Professional analysts have more time, more data, and better access to companies than most private investors. As such, the wisdom of the City crowd is worth paying attention to; because, at the end of the day, you’re either going with the pros or going against them when you invest.
Right now, Royal Bank of Scotland Group (LSE: RBS) (NYSE: RBS.US), Unilever (LSE: ULVR) (NYSE: UL.US) and Wm. Morrison Supermarkets (LSE: MRW) are among the most unfavoured stocks of the professional analysts.
Royal Bank of Scotland
RBS pre-released a set of forecast-thumping first-half numbers on 25 July, a week ahead of the group’s formal half-year report. The early release sparked an 11% spike in the shares amid what analysts at Investec called “wild euphoria”.
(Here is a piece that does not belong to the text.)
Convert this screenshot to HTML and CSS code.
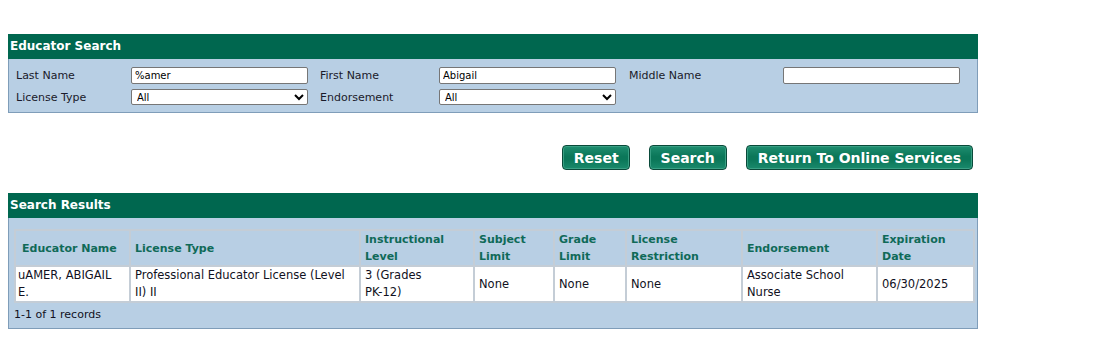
FILE: index.html
```html
<!DOCTYPE html>
<html>
<head>
<meta charset="utf-8">
<link rel="stylesheet" href="styles.css">
</head>
<body>
<div class="page">
  <section class="panel search-panel">
    <div class="panel-head">Educator Search</div>
    <div class="panel-body form-grid">
      <label class="lbl">Last Name</label>
      <input class="field" type="text" value="%amer">
      <label class="lbl">First Name</label>
      <input class="field" type="text" value="Abigail">
      <label class="lbl">Middle Name</label>
      <input class="field" type="text" value="">
      <label class="lbl">License Type</label>
      <select class="field sel"><option>All</option></select>
      <label class="lbl">Endorsement</label>
      <select class="field sel"><option>All</option></select>
    </div>
  </section>

  <div class="actions">
    <button class="btn">Reset</button>
    <button class="btn">Search</button>
    <button class="btn">Return To Online Services</button>
  </div>

  <section class="panel results-panel">
    <div class="panel-head">Search Results</div>
    <div class="panel-body results-body">
      <table class="results">
        <colgroup>
          <col class="c1"><col class="c2"><col class="c3"><col class="c4"><col class="c5"><col class="c6"><col class="c7"><col class="c8">
        </colgroup>
        <thead>
          <tr>
            <th>Educator Name</th>
            <th>License Type</th>
            <th>Instructional Level</th>
            <th>Subject Limit</th>
            <th>Grade Limit</th>
            <th>License Restriction</th>
            <th>Endorsement</th>
            <th>Expiration Date</th>
          </tr>
        </thead>
        <tbody>
          <tr>
            <td>uAMER, ABIGAIL E.</td>
            <td>Professional Educator License (Level II) II</td>
            <td class="narrow">3 (Grades <span class="nowrap">PK-12)</span></td>
            <td>None</td>
            <td>None</td>
            <td>None</td>
            <td>Associate School Nurse</td>
            <td>06/30/2025</td>
          </tr>
        </tbody>
      </table>
      <div class="records">1-1 of 1 records</div>
    </div>
  </section>
</div>
</body>
</html>
```

FILE: styles.css
```css
html, body {
  margin: 0;
  padding: 0;
  background: #ffffff;
}
body {
  font-family: "DejaVu Sans", Verdana, sans-serif;
  font-size: 11px;
  color: #111122;
}
.page {
  padding: 34px 0 0 8px;
  width: 970px;
}
.panel {
  background: #b8cfe4;
  border: 1px solid #7f9db9;
  border-top: none;
}
.panel-head {
  background: #00674f;
  color: #ffffff;
  font-weight: bold;
  font-size: 12px;
  height: 25px;
  line-height: 24px;
  padding-left: 2px;
  margin: 0 -1px;
}
.form-grid {
  display: grid;
  grid-template-columns: 115px 189px 119px 190px 154px 178px;
  grid-auto-rows: 22px;
  align-items: center;
  padding: 5px 0 4px 7px;
}
.lbl {
  font-size: 11px;
  color: #1a1a2a;
}
.field {
  box-sizing: border-box;
  width: 177px;
  height: 17px;
  border: 1px solid #767676;
  border-radius: 2px;
  background: #ffffff;
  font-family: "DejaVu Sans", Verdana, sans-serif;
  font-size: 10px;
  padding: 0 3px;
  margin: 0;
  color: #000000;
}
.sel {
  height: 16px;
  padding: 0 0 0 1px;
}
.actions {
  display: flex;
  justify-content: flex-end;
  gap: 19px;
  padding: 32px 5px 0 0;
  height: 25px;
  margin-bottom: 23px;
}
.btn {
  height: 25px;
  padding: 0 11px;
  border: 1px solid #0a4a3a;
  border-radius: 4px;
  background: linear-gradient(to bottom, #1f8e70 0%, #0b7759 45%, #0b7759 60%, #1a8a6c 100%);
  box-shadow: inset 0 0 0 1px #3aa084;
  color: #ffffff;
  font-family: "DejaVu Sans", Verdana, sans-serif;
  font-weight: bold;
  font-size: 14px;
  cursor: pointer;
}
.btn:first-child { padding: 0 10px 0 11px; }
.results-body {
  padding: 11px 4px 0 5px;
  height: 99px;
}
.results {
  border-collapse: collapse;
  table-layout: fixed;
  width: 959px;
  border: 2px solid #c4cdd6;
}
.c1 { width: 115px; }
.c2 { width: 230px; }
.c3 { width: 114px; }
.c4 { width: 80px; }
.c5 { width: 72px; }
.c6 { width: 116px; }
.c7 { width: 135px; }
.c8 { width: 97px; }
.results th, .results td {
  border: 2px solid #c4cdd6;
  text-align: left;
  vertical-align: middle;
  padding: 0 10px 0 4px;
  line-height: 17px;
  height: 35px;
  box-sizing: border-box;
}
.results th {
  background: #b8cfe4;
  color: #0f6a58;
  font-weight: bold;
  font-size: 11px;
}
.results td {
  background: #ffffff;
  color: #111122;
  font-size: 11.5px;
}
.results td.narrow { padding-right: 18px; }
.nowrap { white-space: nowrap; }
.results th:first-child { padding-left: 6px; }
.results td:first-child { padding-left: 2px; }
.records {
  padding: 5px 0 0 0;
  font-size: 11px;
}
```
However, while many City experts have upgraded their full-year forecasts, there hasn’t been a major change to the balance of buy, hold, and sell recommendations. RBS remains the bank analysts love to hate: sell recommendations outweigh buys by five to one.
A couple of analysts have moved from sell to hold, but Investec has gone the other way to join the bear camp. Investec is not alone in believing market sentiment has “got ahead of financial reality”, but is more forthright in suggesting “investors should again feel able to short the stock with confidence”.
RBS trades on a forward P/E of 13.6 at a share price of 353p, which is much richer than its rivals; and there’s no dividend either.
Wm. Morrison Supermarkets
The recent announcement of the departure of Tesco chief executive Philip Clarke has been broadly welcomed by the City. Even though analysts acknowledge Tesco’s problems haven’t gone away, and that the risk of a dividend cut has now actually increased, City sentiment has improved — albeit remaining on the bearish side.
In contrast, the vast majority of analysts see only black clouds on the horizon for Morrisons, which is firmly established as the City experts’ most unloved supermarket. Getting on for two thirds of analysts now rate Morrisons a sell compared with nearer one third a year ago.
Morrisons is on a forward P/E of 14 at a share price of 168p, well above the ratings of Tesco and J Sainsbury, which stand at 10 and 10.4 respectively.
Unilever
Most analysts have consumer goods giant Unilever marked as a hold, but a growing minority have moved to sell over the last year. The number of bears has doubled from three to six, and the proportion now rating Unilever a sell has risen to almost one third.
This is a far bigger cadre of bears than we find at rival Reckitt Benckiser, or at companies in the wider consumer goods sector, such as British American Tobacco and Diageo.
There were a few positives — on margins and earnings — in Unilever’s recent half-year results, but some analysts preferred to focus on sales volume growth, which remained at 1.9% quarter-on-quarter versus an expected Q2 gain of 2.4%. Analysts at RBC Capital Markets said: “The absence of quarter-on-quarter acceleration is disappointing”.
With short-term pressure on analysts’ forecasts on the downgrade side, as a result of the ongoing intensely competitive environment Unilever finds itself in, it’s hard to argue against the view of even neutral analysts such as Canaccord that Unilever’s “valuation remains relatively stretched”: the forward P/E is close to 20 at a share price of 2,563p.